Let’s check out the latest overlays of the three valuation indicators I routinely follow. Here are links to background explanation.

- The relationship of the S&P Composite to a regression trendline (more)
- The cyclical P/E ratio using the trailing 10-year earnings as the divisor (more)
- The Q Ratio — the total price of the market divided by its replacement cost (more)

To facilitate comparisons, I’ve adjusted the Q Ratio and P/E10 to their arithmetic mean, which I represent as zero. Thus the percentages on the vertical axis show the over/undervaluation as a per cent above mean value, which I’m using as a surrogate for fair value. Based on the latest S&P 500 monthly data, the index is overvalued by 49%, 39% or 34%, depending on which of the three metrics you choose.

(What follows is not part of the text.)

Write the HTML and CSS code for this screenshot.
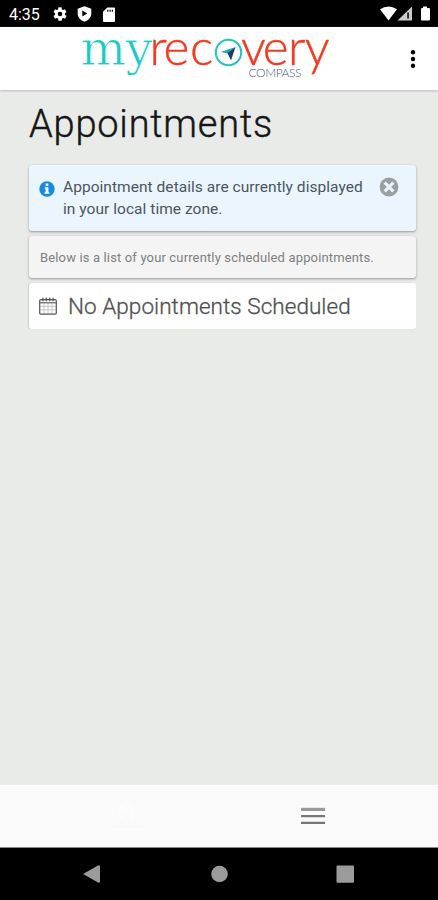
FILE: index.html
```html
<!DOCTYPE html>
<html lang="en">
<head>
<meta charset="utf-8">
<title>Appointments</title>
<link rel="stylesheet" href="styles.css">
</head>
<body>
<div class="screen">
  <div class="status">
    <span class="time">4:35</span>
    <svg class="gear" width="16" height="16" viewBox="0 0 24 24"><path fill="#fff" fill-rule="evenodd" d="M19.4 13a7.8 7.8 0 0 0 0-2l2.1-1.6a.5.5 0 0 0 .1-.7l-2-3.4a.5.5 0 0 0-.6-.2l-2.5 1a7.300 7.300 0 0 0-1.700-1L14.500 2.400a.5.5 0 0 0-.5-.4h-4a.5.5 0 0 0-.5.400l-.4 2.700a7.700 7.700 0 0 0-1.700 1l-2.400-1a.5.5 0 0 0-.6.2l-2 3.400a.5.5 0 0 0 .1.700L4.600 11a8 8 0 0 0 0 2l-2.100 1.600a.5.5 0 0 0-.1.700l2 3.400c.1.2.4.3.6.2l2.500-1c.5.4 1.100.7 1.700 1l.4 2.700c0 .2.2.4.5.4h4c.2 0 .5-.2.5-.4l.4-2.700c.6-.3 1.200-.6 1.700-1l2.400 1c.2.1.5 0 .6-.2l2-3.400a.5.5 0 0 0-.1-.7zM12 15.500a3.500 3.500 0 1 1 0-7 3.500 3.500 0 0 1 0 7z"/></svg>
    <svg class="shield" width="15" height="16" viewBox="0 0 15 16"><path fill="#fff" fill-rule="evenodd" d="M7.500.3 14.300 2.800V7.500c0 4-2.800 6.800-6.800 8.200C3.500 14.300.7 11.500.7 7.500V2.800zM5.300 4.600v6l5-3z"/></svg>
    <svg class="sd" width="12" height="15" viewBox="0 0 12 15"><path fill="#fff" fill-rule="evenodd" d="M4.300.5H11q1 0 1 1V14q0 1-1 1H1q-1 0-1-1V4.700zM4.200 2.800v2h1.200v-2zm2.300 0v2h1.200v-2zm2.300 0v2H10v-2z"/></svg>
    <svg class="signals" width="50" height="16" viewBox="0 0 50 16"><path fill="#fff" d="M0 3.300Q8.500-2.500 17 3.300L8.500 14.500z"/><path fill="#ccc" d="M17.500 14.500 32 .5v14z"/><path fill="#000" d="M27.300 6.500h1.500v6h-1.500z"/><path fill="#fff" d="M43 .5h4V2h2q1 0 1 1v10.500q0 1-1 1h-7q-1 0-1-1V3q0-1 1-1h1z"/></svg>
  </div>
  <header class="header">
    <svg class="logo" width="254" height="50" viewBox="80 33 254 50">
      <text class="my" x="80.500" y="65" textLength="72">my</text>
      <text class="rec" x="149.500 163.500 190" y="65">rec</text>
      <circle cx="228.500" cy="52.500" r="12.700" fill="none" stroke="#20c5bd" stroke-width="2"/>
      <path fill="#20aeb1" d="M235.500 47 220.500 52l7.500 1.500z"/>
      <path fill="#173d68" d="M235.500 47 227.500 53l3.500 7.500z"/>
      <text class="rec" x="241 262.700 288 304.800" y="65">very</text>
      <text class="compass" x="248.500" y="77.300" textLength="53">COMPASS</text>
    </svg>
    <svg class="more" width="6" height="20" viewBox="0 0 6 20"><circle cx="3" cy="3.200" r="2.200"/><circle cx="3" cy="10" r="2.200"/><circle cx="3" cy="16.800" r="2.200"/></svg>
  </header>
  <main class="content">
    <h1 class="title">Appointments</h1>
    <section class="card notice">
      <svg class="info" width="16" height="16" viewBox="0 0 16 16"><circle cx="8" cy="8" r="7.700" fill="#168ce0"/><path fill="#fff" d="M6.700 2.600h2.600v2.400H6.700zM5.800 6.300h3.600v5h1v1.500H5.600v-1.500h1V7.700h-.8z"/></svg>
      <p class="notice-text">Appointment details are currently displayed<br>in your local time zone.</p>
      <svg class="close" width="20" height="20" viewBox="0 0 20 20"><circle cx="10" cy="10" r="9.400" fill="#9a9fa2"/><path stroke="#eaf5fd" stroke-width="3.200" d="m5.700 5.700 8.600 8.600m0-8.600-8.600 8.600"/></svg>
    </section>
    <section class="card intro"><p class="intro-text">Below is a list of your currently scheduled appointments.</p></section>
    <section class="card empty">
      <svg class="cal" width="18" height="18" viewBox="0 0 18 18" fill="none"><path stroke="#aaa" stroke-width=".6" d="M1 9.300h16M1 12.800h16M5 6v11M9 6v11M13 6v11"/><rect x=".7" y="2.700" width="16.600" height="14.500" rx="1.300" stroke="#555" stroke-width="1.200"/><path stroke="#555" stroke-width="1.100" d="M1 5.800h16"/><path stroke="#555" stroke-width="1.300" d="M4 .8v3.400M7.300.8v3.400M10.700.8v3.400M14 .8v3.400"/></svg>
      <h2 class="empty-text">No Appointments Scheduled</h2>
    </section>
  </main>
  <nav class="tabs">
    <div class="tab"><svg class="home" width="34" height="36" viewBox="0 0 34 36" fill="#fff"><path d="M17 1 6 12h3v10h6v-6h5v6h6V12h3z"/><path d="M0 30h34v3H0z"/></svg></div>
    <div class="tab"><svg class="menu" width="24" height="18" viewBox="0 0 24 18"><path fill="#999" d="M0 .8h24v3.200H0z"/><path fill="#777" d="M0 8h24v2.300H0zM0 14.700h24V17H0z"/></svg></div>
  </nav>
  <div class="system">
    <svg width="272" height="18" viewBox="0 0 272 18" fill="#9b9b9b"><path d="M0 9 15.500.2Q17 0 17 1.200v15.600q0 1.200-1.500 1z"/><circle cx="136.500" cy="9" r="8.300"/><rect x="253.500" y=".4" width="17.500" height="17.300" rx="1"/></svg>
  </div>
</div>
</body>
</html>
```

FILE: styles.css
```css
* { box-sizing: border-box; }
body { margin: 0; font-family: Roboto, "Liberation Sans", sans-serif; }
svg { display: block; flex: none; }
h1, h2, p { margin: 0; font-weight: 400; white-space: nowrap; }
.screen { width: 438px; height: 900px; display: flex; flex-direction: column; background: #e9ebe8; overflow: hidden; }
.status { height: 27px; background: #000; display: flex; align-items: center; padding: 1px 9px 0; color: #fff; }
.time { width: 43px; font-size: 16px; line-height: 27px; }
.shield { margin-left: 9px; }
.sd { margin-left: 11px; }
.signals { margin-left: auto; margin-right: -1px; }
.header { height: 63px; background: #fff; display: flex; align-items: flex-start; padding: 6px 21px 0 80px; box-shadow: 0 1px 2px #bbb; }
.logo { overflow: visible; }
.more { margin: 16px 1px 0 auto; }
.my { font: 48px "DejaVu Serif", serif; fill: #20c9c0; stroke: #fff; stroke-width: .8px; }
.rec { font: 300 49.500px Lato, sans-serif; fill: #f23a20; stroke: #f23a20; stroke-width: .4px; }
.compass { font: 300 12px Lato, sans-serif; fill: #40567c; }
.content { flex: 1; padding: 12px 22px 0 29px; }
.title { height: 63px; font-size: 38px; line-height: 44px; color: #151716; font-weight: 300; letter-spacing: .78px; -webkit-text-stroke: .4px #151716; }
.card { border-radius: 3px; margin-bottom: 5px; display: flex; box-shadow: 0 1px 3px #aaa, 0 1px 1px #bbb; }
.notice { height: 66px; background: #eaf5fe; padding: 11px 17px 0 10px; }
.info { margin-top: 5px; }
.notice-text { margin-left: 8px; font-size: 15.500px; line-height: 22px; color: #4c565c; letter-spacing: .045px; }
.close { margin: 1px 0 0 auto; }
.intro { height: 42px; background: #f4f4f4; align-items: center; padding-left: 11px; }
.intro-text { font-size: 13px; letter-spacing: .145px; color: #808080; }
.empty { height: 46px; background: #fff; align-items: center; padding-left: 10px; box-shadow: -1px 0 1px #ccc; }
.empty-text { margin-left: 11px; font-size: 22.500px; letter-spacing: .05px; color: #505050; font-weight: 300; -webkit-text-stroke: .3px #505050; }
.tabs { height: 63px; background: #fafafa; display: flex; padding: 0 32px; border-top: 1px solid #fff; border-bottom: 1px solid #888; }
.tab { flex: 1; display: flex; justify-content: center; align-items: center; padding-bottom: 2px; }
.home { opacity: .55; }
.system { height: 52px; background: #000; display: flex; justify-content: center; align-items: center; }
```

I’ve plotted the S&P regression data as an area chart type rather than a line to make the comparisons a bit easier to read. It also reinforces the difference between the two line charts — both being simple ratios — and the regression series, which measures the distance from an exponential regression on a log chart (see this regular feature for more explanation).

The chart below differs from the one above in that the two valuation ratios (P/E and Q) are adjusted to their geometric mean rather than their arithmetic mean (which is what most people think of as the “average”). The geometric mean weights the central tendency of a series of numbers, thus calling attention to outliers. In my view, the first chart does a satisfactory job of illustrating these three approaches to market valuation, but I’ve included the geometric variant as an interesting alternative view for P/E and Q.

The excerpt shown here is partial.